He vivido un año en Palestina. He vivido en diferentes lugares de Cisjordania y he visitado Jerusalén y otros territorios colonizados por Israel. Mis ojos han visto con demasiada frecuencia cómo se violaban (cómo se violan, hoy) sistemáticamente los derechos de los palestinos. Sin pudor. A los ojos del mundo. El problema no son solo aquellas transgresiones evidentes que, de una manera o de otra, son denunciadas y visibilizadas por organizaciones y colectivos de toda nacionalidad e índole. La cuestión a tratar tiene que ver con aquellas intervenciones alegales, sutiles; ésas que pasan desapercibidas si nuestra visión occidental no presta la debida atención. Dos de ellas, no sabría decir si de las que más me duelen, son el expolio y éxodo cultural de un lado y la usurpación de la identidad y la historia palestina por otro.

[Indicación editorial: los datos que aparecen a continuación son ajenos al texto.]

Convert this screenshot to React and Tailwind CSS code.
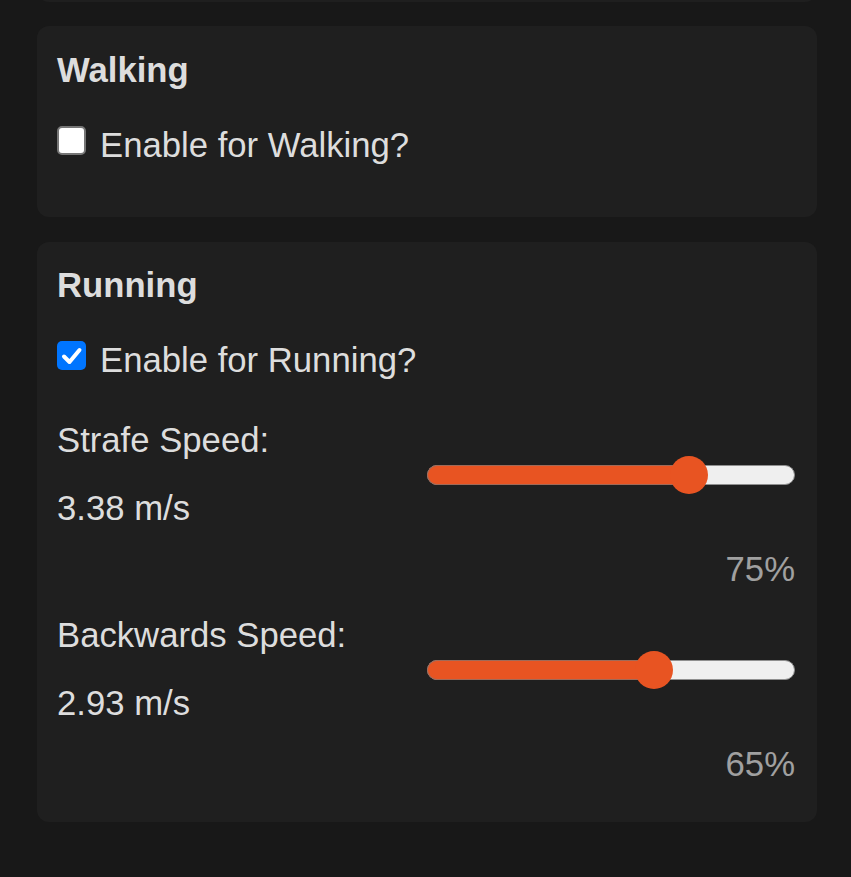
import React from 'react';

const font = { fontFamily: '"Liberation Sans", Arial, sans-serif' };

const Checkbox = ({ checked }) =>
  checked ? (
    <span className="flex h-[29px] w-[29px] shrink-0 items-center justify-center rounded-[5px] bg-[#0075ff]">
      <svg viewBox="0 0 29 29" className="h-[29px] w-[29px]">
        <path d="M7 15.5 L12.5 21 L22.5 9" fill="none" stroke="#ffffff" strokeWidth="4" strokeLinecap="round" strokeLinejoin="round" />
      </svg>
    </span>
  ) : (
    <span className="block h-[29px] w-[29px] shrink-0 rounded-[5px] border-2 border-[#767676] bg-white" />
  );

const Slider = ({ value }) => {
  // the thumb travels a little less than the full track
  const pos = `${value * 0.95}%`;
  return (
    <div className="relative h-[20px] w-full">
      <div className="absolute inset-0 rounded-full border border-[#8f8f8f] bg-[#efefef]" />
      <div
        className="absolute top-0 left-0 h-[20px] rounded-l-full border border-r-0 border-[#a06a58] bg-[#e85422]"
        style={{ width: pos }}
      />
      <div
        className="absolute top-1/2 h-[38px] w-[38px] -translate-x-1/2 -translate-y-1/2 rounded-full bg-[#e85422]"
        style={{ left: pos }}
      />
    </div>
  );
};

const SpeedRow = ({ label, speed, percent, className }) => (
  <div className={className}>
    <div className="flex items-center">
      <div className="flex-1">
        <div>{label}</div>
        <div className="mt-[29px]">{speed}</div>
      </div>
      <div className="w-[368px]">
        <Slider value={percent} />
      </div>
    </div>
    <div className="mt-[22px] text-right text-[#a0a0a0]">{percent}%</div>
  </div>
);

const ToggleRow = ({ label, checked }) => (
  <label className="flex items-start gap-[14px]">
    <Checkbox checked={checked} />
    <span>{label}</span>
  </label>
);

export default function App() {
  return (
    <div className="min-h-[877px] overflow-hidden bg-[#181818] text-[34.7px] leading-[39px] text-[#dddddd]" style={font}>
      <div className="ml-[37px] w-[780px]">
        <div className="-mt-[40px] h-[42px] rounded-xl bg-[#1f1f1f]" />

        <section className="mt-[24px] rounded-xl bg-[#1f1f1f] pt-[25px] pr-[22px] pb-[52px] pl-[20px]">
          <h3 className="font-bold">Walking</h3>
          <div className="mt-[36px]">
            <ToggleRow label="Enable for Walking?" checked={false} />
          </div>
        </section>

        <section className="mt-[25px] rounded-xl bg-[#1f1f1f] pt-[24px] pr-[22px] pb-[38px] pl-[20px]">
          <h3 className="font-bold">Running</h3>
          <div className="mt-[36px]">
            <ToggleRow label="Enable for Running?" checked={true} />
          </div>
          <SpeedRow className="mt-[41px]" label="Strafe Speed:" speed="3.38 m/s" percent={75} />
          <SpeedRow className="mt-[27px]" label="Backwards Speed:" speed="2.93 m/s" percent={65} />
        </section>
      </div>
    </div>
  );
}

No quiero detenerme demasiado en explicaciones. Hay muchísima documentación que lo hace. Solo les diré que durante la Nakba, en 1948, los palestinos tuvieron que huir en masa para evitar la muerte abandonando en sus hogares y en las instituciones públicas cientos, miles de producciones culturales que dejaron de estar en sus manos. Muchas de ellas fueron eliminadas, destrozadas o tiradas a su suerte por parte de los israelíes. Otras, como colecciones de libros de inconmensurable valor, fueron escondidas y no catalogadas en bibliotecas israelíes y aún a día de hoy se siguen reclamando. Solo les explicaré también cómo la historia lejana y reciente del pueblo palestino está desapareciendo de los libros de texto que estudian los niños que viven en Jerusalén o en la Palestina del 48. O cómo elementos identificativos de este pueblo tales como las naranjas, por ejemplo, han pasado a componer la identidad de Israel. La colonización y la usurpación no han sido ni son solo geográficas sino también culturales.
Es por eso que me resulta muy complicado entender cualquier tipo de favorecimiento en este sentido a Israel. Un Estado que pretende construir su identidad pisando la de otro pueblo al que oprime e invisibiliza con todo tipo de actuaciones. Me resulta muy difícil comprender cómo cualquier país, institución o empresa pueden querer contribuir, de una manera directa o indirecta, a expandir sus expresiones culturales; entiendo que es alimentar una maquinaria de marketing, de limpieza de imagen constante y renovada, que lleva teniendo éxito decenas de años. Supone ayudar a esconder sus incumplimientos de la legalidad internacional, con una pátina de expresiones artísticas instrumentalizadas.
Hay que ser firmes con este asunto. No podemos dejar que se filtre ni una gota de sus intenciones de mostrarnos una normalidad ficticia. No podemos respaldar la actuación de artistas israelíes que vienen amparados por un Estado que perpetúa día tras día todo un catálogo de violaciones de derechos a hombres, mujeres y niños. Hacerlo es, de una forma indirecta, colaborar con su objetivo de poder seguir actuando con impunidad. Los artistas israelíes, precisamente por su nacionalidad, deben tener una postura clara respecto a este asunto y rechazar las actuaciones absolutamente indignantes de su país. Para ello, en ningún caso deben consentir prestar su imagen a la causa de Israel. Por todo esto, no me gusta nada que una promotora gaditana haya contratado a un músico israelí, en cuyo silencio se esconde su posicionamiento, y que vaya a actuar en el Festival de Jazz que se celebra este fin de semana en Vejer. Lo lamento pero no lo puedo entender.